In the case of Levy v. Doerhofer, supra, decided by the Court of Appeals of Kentucky, in 1920, the court said: "It has been the policy of this state to suppress gaming, and the statutes making gaming contracts void are founded upon what the legislature has for many years deemed to be sound public policy. It is inconceivable that the general assembly, in the passage of the act of 1904, for the protection of innocent holders of negotiable instruments, intended to or did repeal ( Ky. Stat. 1903, p. 1955), which declares all gaming contracts void. In our opinion the disappointment now and then of an innocent holder of a negotiable instrument would not be as hurtful and injurious to the best interests of the state as the removal of the ban from gaming contracts."

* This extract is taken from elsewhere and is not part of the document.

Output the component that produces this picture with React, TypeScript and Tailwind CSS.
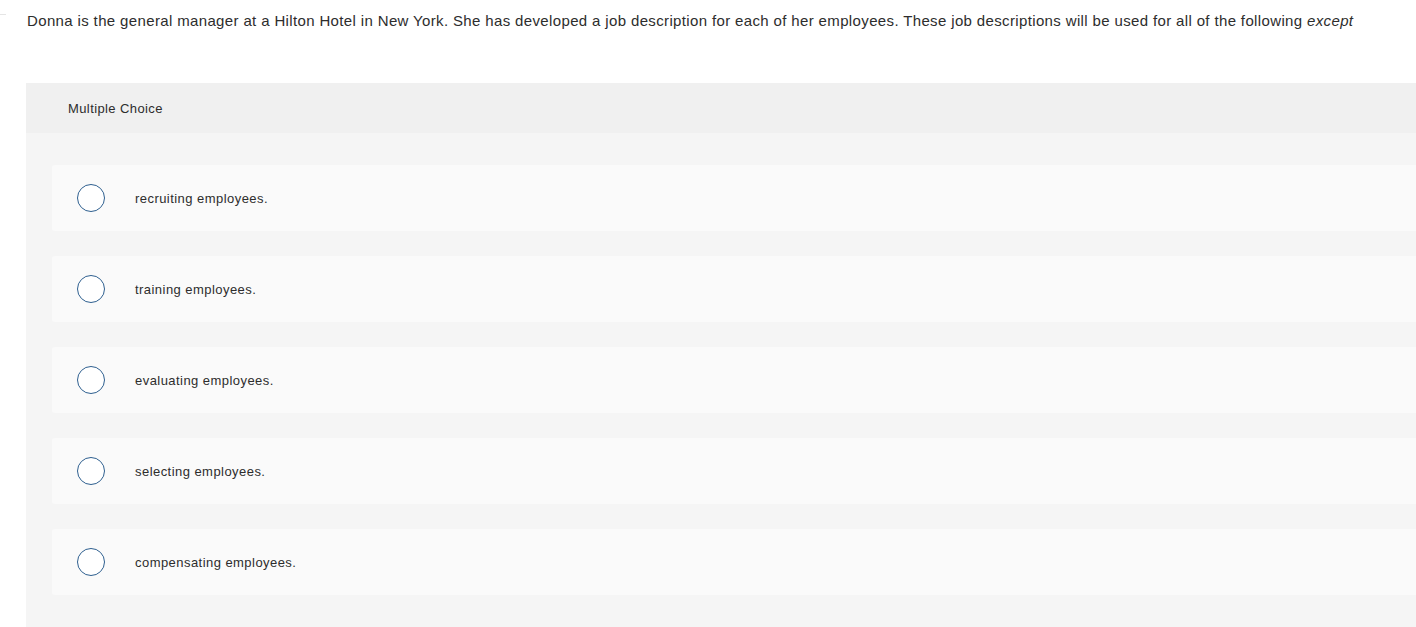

There are excerpts from other cases upon the comprehensive brief submitted by the appellant's counsel to the same effect, but we feel that further fortification of the position we take that the trial court erred in failing to direct a verdict for the defendant is unnecessary. The judgment is accordingly reversed, with costs.
For affirmance — None.
For reversal — THE CHANCELLOR, CHIEF JUSTICE, TRENCHARD, PARKER, MINTURN, KALISCH, BLACK, KATZENBACH, CAMPBELL, LLOYD, WHITE, GARDNER, VAN BUSKIRK, CLARK, McGLENNON, KAYS, JJ. 16.